Self-charging V2CTx/CNT-based zinc ion micro-supercapacitor for wearable electronics

Abstract

The flexible self-charging zinc ion micro-supercapacitors (ZIMSC) that can be effectively charged by harvesting ubiquitous energy from the air, not only achieve power supply anytime and anywhere but also improve the integrated degree without external charging plug or cable, enabling it a promising candidate for the wearable electronic device in various environmental scenarios. Herein, we reported a chemically self-charging ZIMSC based on a free-standing V2CTx/CNT electrode. Introducing 1D CNT into 2D V2CTx fundamentally overcomes the self-stacking problem of the nanosheets while providing additional ion transport paths and improving the conductivity of active electrodes. The area-specific capacity of V2CTx/CNT-based ZIMSC achieves 117.2 mF cm−2 after 8.0 h self-charging. The excellent self-charging performance is attributed to the oxidation of vanadium in the V2CTx-based cathode stimulated by ambient oxygen, accompanied by the Zn2+ deintercalation process.
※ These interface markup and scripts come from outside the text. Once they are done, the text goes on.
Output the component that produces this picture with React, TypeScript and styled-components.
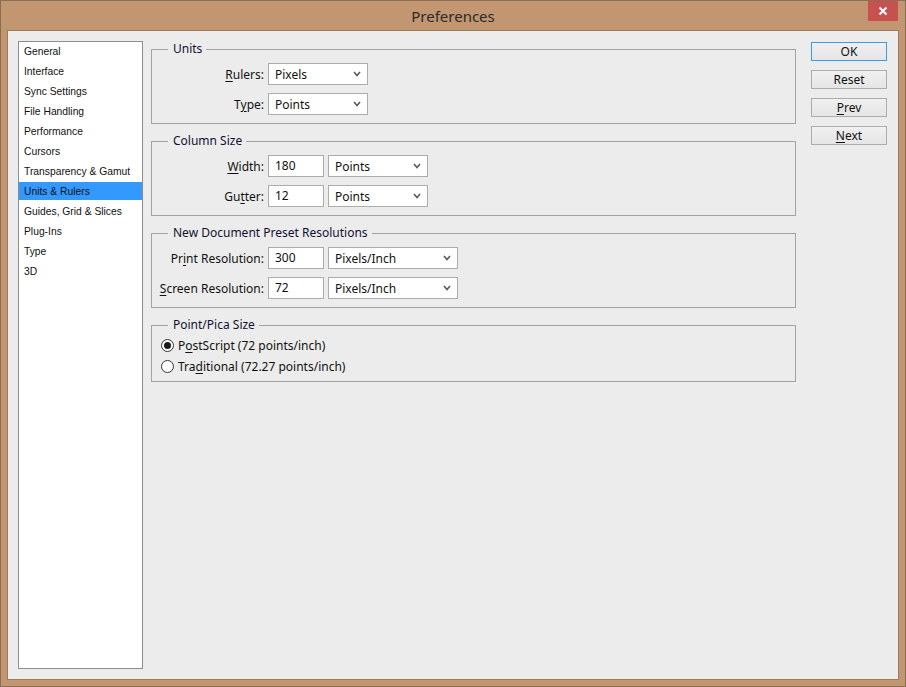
import React from 'react';
import styled, { createGlobalStyle } from 'styled-components';

const GlobalStyle = createGlobalStyle`
  html, body {
    margin: 0;
    padding: 0;
    background: #c19670;
  }
  * {
    box-sizing: border-box;
  }
`;

const navItems = [
  'General',
  'Interface',
  'Sync Settings',
  'File Handling',
  'Performance',
  'Cursors',
  'Transparency & Gamut',
  'Units & Rulers',
  'Guides, Grid & Slices',
  'Plug-Ins',
  'Type',
  '3D',
];

const Chevron = () => (
  <svg width="8" height="6" viewBox="0 0 8 6">
    <polyline
      points="1,1 4,4.5 7,1"
      fill="none"
      stroke="#5a5a5a"
      strokeWidth="1.6"
    />
  </svg>
);

const Select = ({ value, width }: { value: string; width: number }) => (
  <SelectBox $width={width}>
    <span>{value}</span>
    <Chevron />
  </SelectBox>
);

const App = () => {
  return (
    <>
      <GlobalStyle />
      <Window>
        <TitleBar>
          <span />
          <Title>Preferences</Title>
          <CloseButton>
            <svg width="10" height="10" viewBox="0 0 10 10">
              <path d="M1.5 1.5 L8.5 8.5 M8.5 1.5 L1.5 8.5" stroke="#fff" strokeWidth="2" />
            </svg>
          </CloseButton>
        </TitleBar>

        <Client>
          <Sidebar>
            {navItems.map((item) => (
              <NavItem key={item} $active={item === 'Units & Rulers'}>
                {item}
              </NavItem>
            ))}
          </Sidebar>

          <Main>
            <Group>
              <Legend>Units</Legend>
              <FormGrid>
                <Label>
                  <u>R</u>ulers:
                </Label>
                <Controls>
                  <Select value="Pixels" width={100} />
                </Controls>
                <Label>
                  T<u>y</u>pe:
                </Label>
                <Controls>
                  <Select value="Points" width={100} />
                </Controls>
              </FormGrid>
            </Group>

            <Group>
              <Legend>Column Size</Legend>
              <FormGrid>
                <Label>
                  <u>W</u>idth:
                </Label>
                <Controls>
                  <Input>180</Input>
                  <Select value="Points" width={100} />
                </Controls>
                <Label>
                  Gu<u>t</u>ter:
                </Label>
                <Controls>
                  <Input>12</Input>
                  <Select value="Points" width={100} />
                </Controls>
              </FormGrid>
            </Group>

            <Group>
              <Legend>New Document Preset Resolutions</Legend>
              <FormGrid>
                <Label>
                  Pr<u>i</u>nt Resolution:
                </Label>
                <Controls>
                  <Input>300</Input>
                  <Select value="Pixels/Inch" width={130} />
                </Controls>
                <Label>
                  <u>S</u>creen Resolution:
                </Label>
                <Controls>
                  <Input>72</Input>
                  <Select value="Pixels/Inch" width={130} />
                </Controls>
              </FormGrid>
            </Group>

            <Group $compact>
              <Legend>Point/Pica Size</Legend>
              <RadioList>
                <RadioRow>
                  <Radio $checked />
                  <span>
                    P<u>o</u>stScript (72 points/inch)
                  </span>
                </RadioRow>
                <RadioRow>
                  <Radio />
                  <span>
                    Tra<u>d</u>itional (72.27 points/inch)
                  </span>
                </RadioRow>
              </RadioList>
            </Group>
          </Main>

          <Buttons>
            <Button $default>OK</Button>
            <Button>Reset</Button>
            <Button>
              <u>P</u>rev
            </Button>
            <Button>
              <u>N</u>ext
            </Button>
          </Buttons>
        </Client>
      </Window>
    </>
  );
};

export default App;

const Window = styled.div`
  width: 906px;
  height: 687px;
  border: 1px solid #8a6e53;
  background: #c19670;
  padding: 0 6px 6px 6px;
  display: flex;
  flex-direction: column;
  font-family: 'Noto Sans', 'Open Sans', sans-serif;
`;

const TitleBar = styled.div`
  height: 29px;
  display: grid;
  grid-template-columns: 1fr auto 1fr;
  align-items: start;
`;

const Title = styled.div`
  font-size: 15px;
  line-height: 29px;
  color: #2b2b2b;
  padding-top: 1px;
`;

const CloseButton = styled.div`
  justify-self: end;
  width: 30px;
  height: 20px;
  margin-right: 1px;
  background: #c75050;
  display: flex;
  align-items: center;
  justify-content: center;
`;

const Client = styled.div`
  flex: 1;
  border: 1px solid #9a7c60;
  background: #ececec;
  display: flex;
  padding: 9px 11px 10px 10px;
`;

const Sidebar = styled.div`
  width: 125px;
  margin-top: 1px;
  border: 1px solid #8e8e8e;
  background: #fff;
  display: flex;
  flex-direction: column;
  gap: 2px;
  font-family: 'Liberation Sans', Arial, sans-serif;
  font-size: 10.3px;
  color: #111;
`;

const NavItem = styled.div<{ $active?: boolean }>`
  height: 18px;
  line-height: 19px;
  padding-left: 5px;
  white-space: nowrap;
  background: ${(p) => (p.$active ? '#3399ff' : 'transparent')};
`;

const Main = styled.div`
  width: 645px;
  margin-left: 8px;
  margin-top: 1px;
  display: flex;
  flex-direction: column;
  gap: 9px;
`;

const Group = styled.fieldset<{ $compact?: boolean }>`
  margin: 0;
  padding: ${(p) => (p.$compact ? '2px 0 4px 0' : '6px 0 8px 0')};
  border: 1px solid #a3a3a3;
  min-width: 0;
`;

const Legend = styled.legend`
  margin-left: 16px;
  padding: 0 4px 0 5px;
  font-size: 12px;
  line-height: 16px;
  color: #111133;
`;

const FormGrid = styled.div`
  display: grid;
  grid-template-columns: 112px auto;
  column-gap: 4px;
  row-gap: 8px;
  justify-content: start;
`;

const Label = styled.div`
  justify-self: end;
  align-self: center;
  font-size: 12px;
  color: #111;
  white-space: nowrap;

  u {
    text-underline-offset: 2px;
  }
`;

const Controls = styled.div`
  display: flex;
  gap: 4px;
`;

const Input = styled.div`
  width: 56px;
  height: 22px;
  border: 1px solid #acacac;
  background: #fff;
  padding-left: 6px;
  font-size: 12px;
  line-height: 20px;
  color: #111;
`;

const SelectBox = styled.div<{ $width: number }>`
  width: ${(p) => p.$width}px;
  height: 22px;
  border: 1px solid #acacac;
  background: #fff;
  padding: 0 6px 0 6px;
  display: flex;
  align-items: center;
  justify-content: space-between;
  font-size: 12px;
  color: #111;
`;

const RadioList = styled.div`
  display: flex;
  flex-direction: column;
  padding-left: 9px;
`;

const RadioRow = styled.div`
  height: 21px;
  display: flex;
  align-items: center;
  gap: 4px;
  font-size: 12px;
  color: #111;

  u {
    text-underline-offset: 2px;
  }
`;

const Radio = styled.span<{ $checked?: boolean }>`
  width: 13px;
  height: 13px;
  border-radius: 50%;
  border: 1px solid #333;
  background: #fff;
  display: flex;
  align-items: center;
  justify-content: center;

  &::after {
    content: '';
    width: 7px;
    height: 7px;
    border-radius: 50%;
    background: ${(p) => (p.$checked ? '#1a1a1a' : 'transparent')};
  }
`;

const Buttons = styled.div`
  width: 76px;
  margin-left: 15px;
  margin-top: 2px;
  display: flex;
  flex-direction: column;
  gap: 9px;
`;

const Button = styled.div<{ $default?: boolean }>`
  height: 19px;
  border: 1px solid ${(p) => (p.$default ? '#3c9be8' : '#acacac')};
  background: linear-gradient(#f0f0f0, #e5e5e5);
  font-size: 12px;
  line-height: 17px;
  text-align: center;
  color: #111;

  u {
    text-underline-offset: 2px;
  }
`;
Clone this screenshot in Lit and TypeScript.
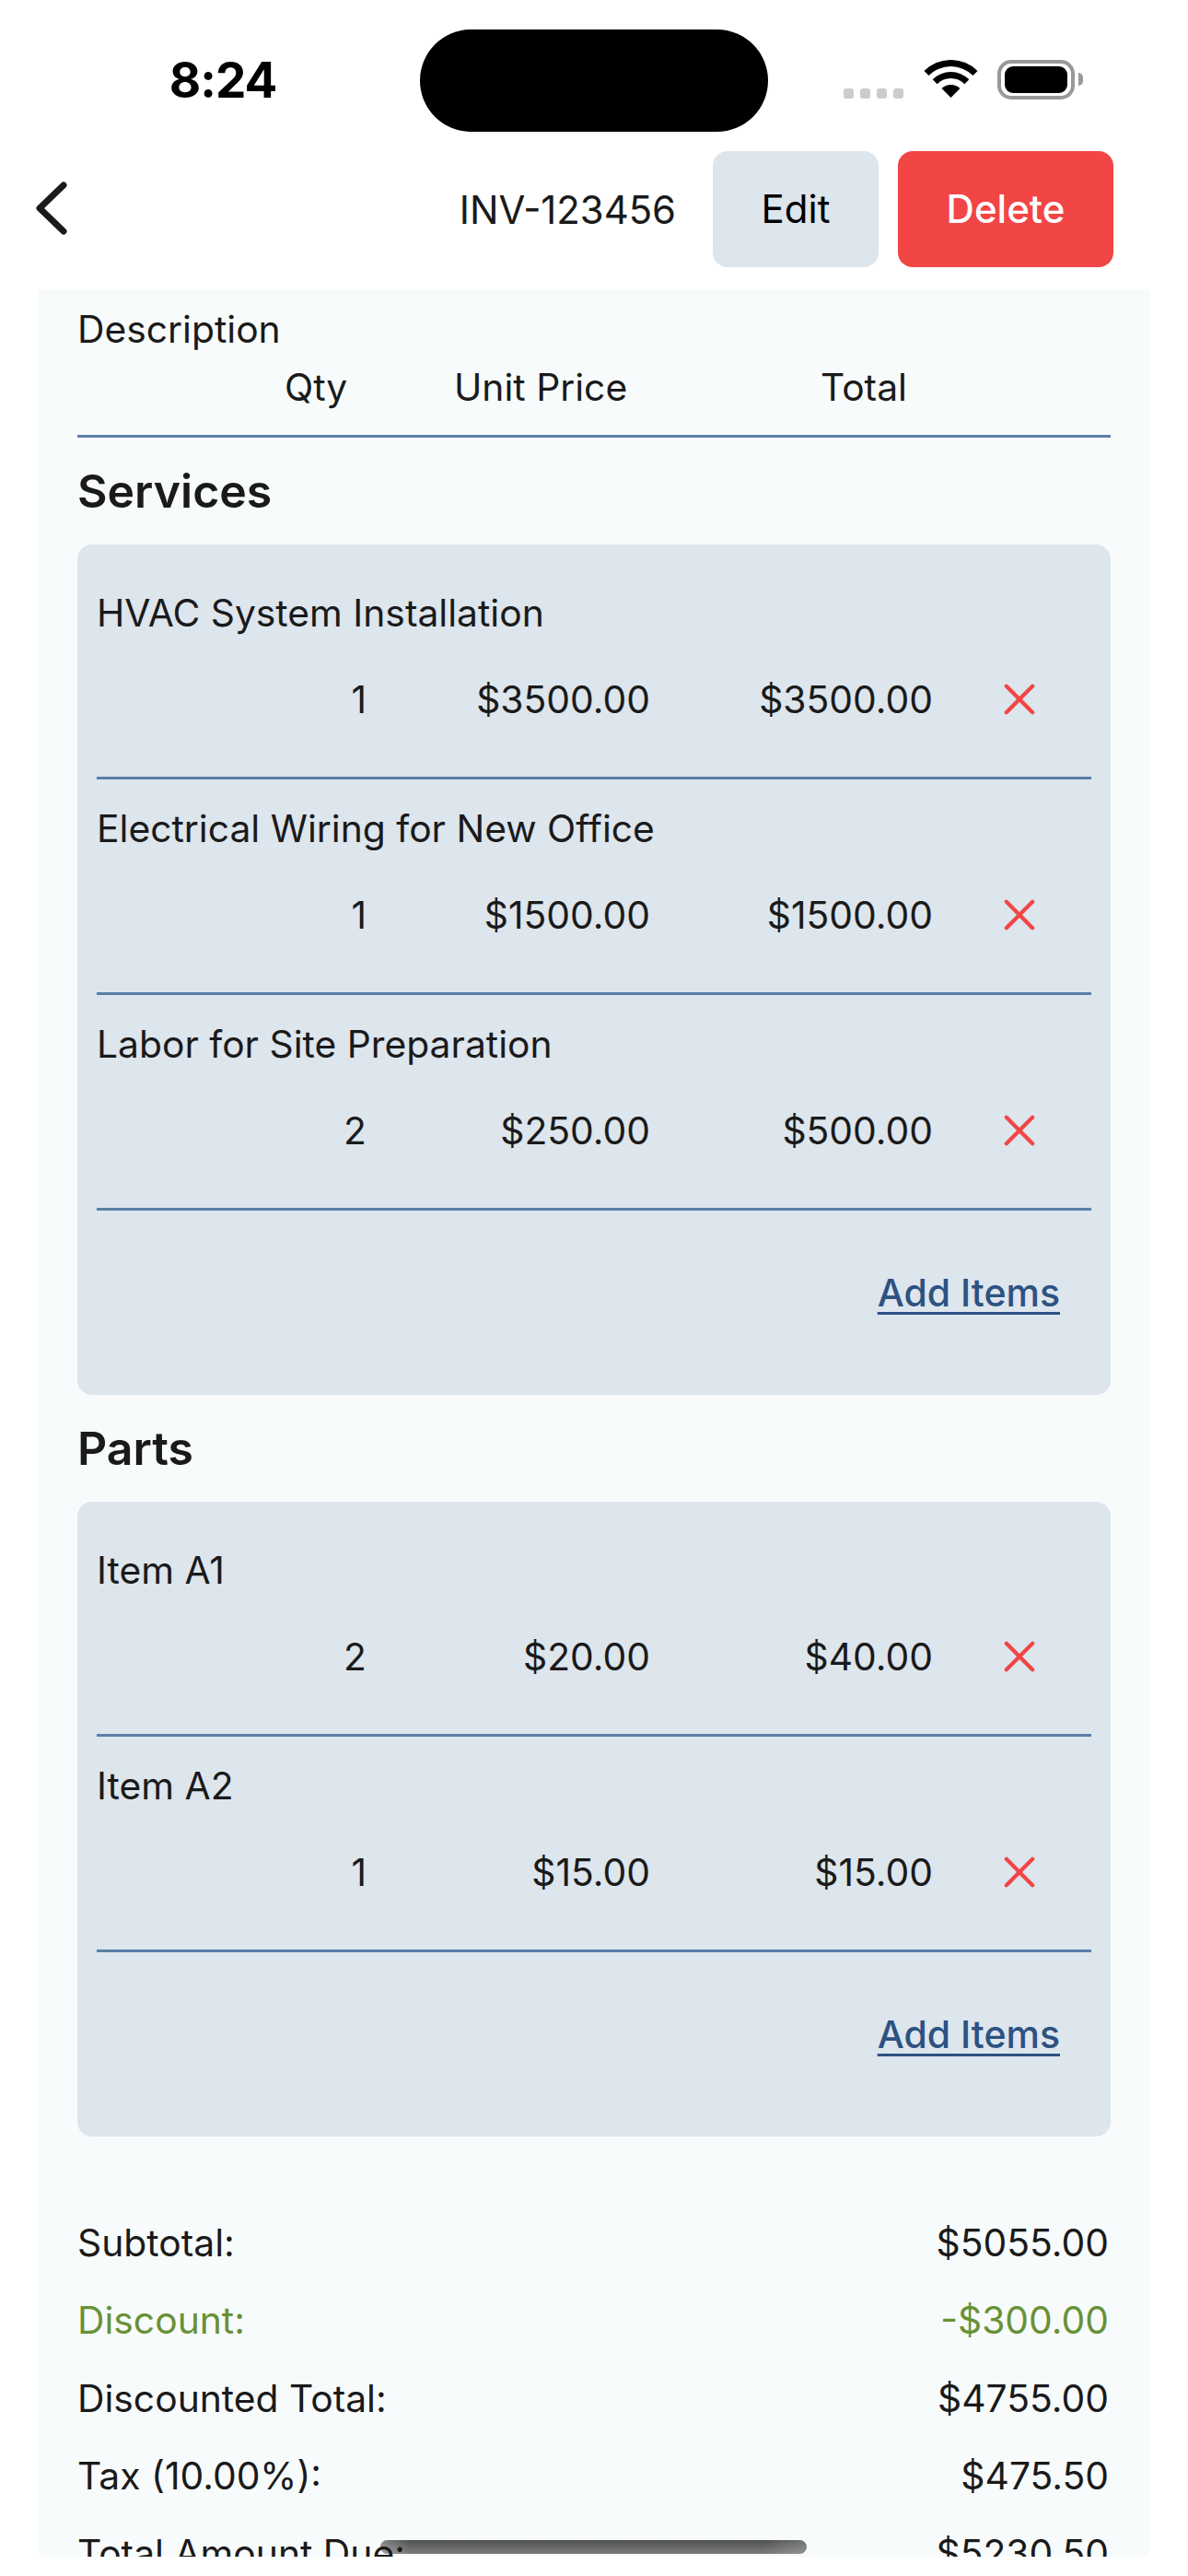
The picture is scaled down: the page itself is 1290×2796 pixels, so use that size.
import { LitElement, html, css, svg } from 'lit';
import { customElement } from 'lit/decorators.js';

const services = [
  { name: 'HVAC System Installation', qty: 1, price: '$3500.00', total: '$3500.00' },
  { name: 'Electrical Wiring for New Office', qty: 1, price: '$1500.00', total: '$1500.00' },
  { name: 'Labor for Site Preparation', qty: 2, price: '$250.00', total: '$500.00' },
];

const parts = [
  { name: 'Item A1', qty: 2, price: '$20.00', total: '$40.00' },
  { name: 'Item A2', qty: 1, price: '$15.00', total: '$15.00' },
];

const totals = [
  { label: 'Subtotal:', value: '$5055.00' },
  { label: 'Discount:', value: '-$300.00', green: true },
  { label: 'Discounted Total:', value: '$4755.00' },
  { label: 'Tax (10.00%):', value: '$475.50' },
  { label: 'Total Amount Due:', value: '$5230.50' },
];

const wifi = svg`<path d="M-.5 12A41 41 0 0 1 57.5 12L52.5 17A34 34 0 0 0 4.5 17Z"/><path d="M8.7 21.2A28 28 0 0 1 48.3 21.2L43.35 26.15A21 21 0 0 0 13.65 26.15Z"/><path d="M18.6 31.1A14 14 0 0 1 38.4 31.1L28.5 41Z"/>`;

@customElement('app-root')
export class AppRoot extends LitElement {
  static styles = css`
    :host {
      display: block;
      width: 1290px;
      height: 2796px;
      overflow: hidden;
      background: #fff;
      color: #1a1a1a;
      font-family: Inter, 'Liberation Sans', sans-serif;
      font-size: 40.8px;
      line-height: 62px;
    }
    .status {
      height: 164px;
      display: grid;
      grid-template-columns: 456px 378px 1fr;
      box-sizing: border-box;
      padding-top: 32px;
    }
    .time {
      height: 111px;
      display: flex;
      align-items: center;
      justify-content: center;
      padding-left: 58px;
      font-size: 53px;
      font-weight: 700;
      letter-spacing: -1px;
      color: #000;
      line-height: 1;
      box-sizing: border-box;
      width: 426px;
    }
    .island {
      height: 111px;
      background: #000;
      border-radius: 56px;
    }
    .indicators {
      display: flex;
      align-items: flex-start;
      padding: 33px 0 0 82px;
    }
    .dots {
      display: flex;
      gap: 7px;
      margin-top: 31px;
    }
    .dots span {
      width: 11px;
      height: 11px;
      border-radius: 3px;
      background: #ccc;
    }
    .wifi {
      margin-left: 22px;
      width: 59px;
      height: 42px;
      fill: #000;
    }
    .battery {
      margin-left: 21px;
      width: 84px;
      height: 43px;
      box-sizing: border-box;
      border: 4px solid #999;
      border-radius: 15px;
      padding: 3px 4px;
      background: #fff;
    }
    .battery div {
      height: 100%;
      background: #000;
      border-radius: 9px;
    }
    .nub {
      width: 5px;
      height: 14px;
      margin: 14px 0 0 4px;
      background: #999;
      border-radius: 0 7px 7px 0;
    }
    .nav {
      height: 126px;
      display: flex;
      align-items: center;
      padding: 0 81px 0 38px;
    }
    .back {
      width: 38px;
      height: 62px;
      fill: none;
      stroke: #1a1a1a;
      stroke-width: 7;
      stroke-linecap: round;
      stroke-linejoin: round;
    }
    .inv {
      margin-left: auto;
      margin-right: 40px;
      padding-top: 2px;
      font-size: 41.8px;
    }
    .btn {
      height: 126px;
      display: flex;
      align-items: center;
      justify-content: center;
      border-radius: 16px;
      font-size: 42px;
    }
    .edit {
      width: 180px;
      background: #dde5ed;
      color: #000;
      font-weight: 400;
    }
    .delete {
      width: 234px;
      margin-left: 21px;
      background: #f24545;
      color: #fff;
      font-weight: 500;
    }
    .panel {
      position: relative;
      margin: 24px 42px 0;
      height: 2461px;
      box-sizing: border-box;
      padding: 12px 42px 0;
      background: #f8fbfc;
      overflow: hidden;
    }
    .head {
      display: grid;
      grid-template-columns: 225px 184px 398px 1fr;
      padding-top: 1px;
      padding-bottom: 21px;
      border-bottom: 3px solid #5a7fa8;
    }
    h2 {
      margin: 22px 0;
      font-size: 50px;
      line-height: 72px;
      font-weight: 600;
    }
    .card {
      padding: 21px 21px 0;
      background: #dde5ed;
      border-radius: 16px;
    }
    .item {
      padding: 22px 0 53px;
      border-bottom: 3px solid #5a7fa8;
    }
    .values {
      display: grid;
      grid-template-columns: 293px 308px 307px 1fr;
      margin-top: 32px;
      text-align: right;
      align-items: center;
    }
    .remove {
      width: 34px;
      height: 34px;
      margin-left: 77px;
      fill: none;
      stroke: #f24545;
      stroke-width: 4.5;
      stroke-linecap: round;
    }
    .add {
      padding: 58px 34px 80px 0;
      text-align: right;
    }
    .add a {
      color: #2c5282;
      font-size: 41px;
      font-weight: 500;
      text-decoration: underline;
      text-decoration-thickness: 3px;
      text-underline-offset: 6px;
    }
    .totals {
      position: relative;
      z-index: 1;
      display: grid;
      row-gap: 22.3px;
      margin-top: 84px;
      padding-right: 2px;
    }
    .line {
      display: flex;
      justify-content: space-between;
    }
    .green {
      color: #689136;
    }
    .home {
      position: absolute;
      left: 371px;
      top: 2443px;
      width: 463px;
      height: 15px;
      border-radius: 8px;
      background:
        linear-gradient(90deg, rgba(248, 251, 252, 0.3), transparent 7%, transparent 90%, rgba(248, 251, 252, 0.2)),
        linear-gradient(#505050, #7c7c7c);
    }
  `;

  renderItem(item) {
    return html`
      <div class="item">
        <div>${item.name}</div>
        <div class="values">
          <span>${item.qty}</span>
          <span>${item.price}</span>
          <span>${item.total}</span>
          <svg class="remove" viewBox="0 0 36 36"><path d="M3 3L33 33M33 3L3 33" /></svg>
        </div>
      </div>
    `;
  }

  renderCard(items) {
    return html`
      <div class="card">
        ${items.map((item) => this.renderItem(item))}
        <div class="add"><a>Add Items</a></div>
      </div>
    `;
  }

  render() {
    return html`
      <div class="status">
        <div class="time">8:24</div>
        <div class="island"></div>
        <div class="indicators">
          <div class="dots"><span></span><span></span><span></span><span></span></div>
          <svg class="wifi" viewBox="-1 0 59 42">${wifi}</svg>
          <div class="battery"><div></div></div>
          <div class="nub"></div>
        </div>
      </div>
      <div class="nav">
        <svg class="back" viewBox="0 0 38 62"><path d="M31 5L5 30L31 55" /></svg>
        <span class="inv">INV-123456</span>
        <div class="btn edit">Edit</div>
        <div class="btn delete">Delete</div>
      </div>
      <div class="panel">
        <div>Description</div>
        <div class="head">
          <span></span>
          <span>Qty</span>
          <span>Unit Price</span>
          <span>Total</span>
        </div>
        <h2>Services</h2>
        ${this.renderCard(services)}
        <h2>Parts</h2>
        ${this.renderCard(parts)}
        <div class="totals">
          ${totals.map(
            (row) => html`
              <div class="line ${row.green ? 'green' : ''}">
                <span>${row.label}</span>
                <span>${row.value}</span>
              </div>
            `
          )}
        </div>
        <div class="home"></div>
      </div>
    `;
  }
}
The flexible ZIMSC exhibited an optimal area capacitance of 246.88 mF cm−2 at a current density of 0.5 mA cm−2. Additionally, the self-charging ZIMSC is integrated with the V2CTx-based pressure sensors for a self-powering wearable system that exhibits excellent stability over 50,000 loading/unloading cycles. This work provides a rational design for constructing highly efficient self-charging energy storage devices and broadens the horizons of flexible wearable devices.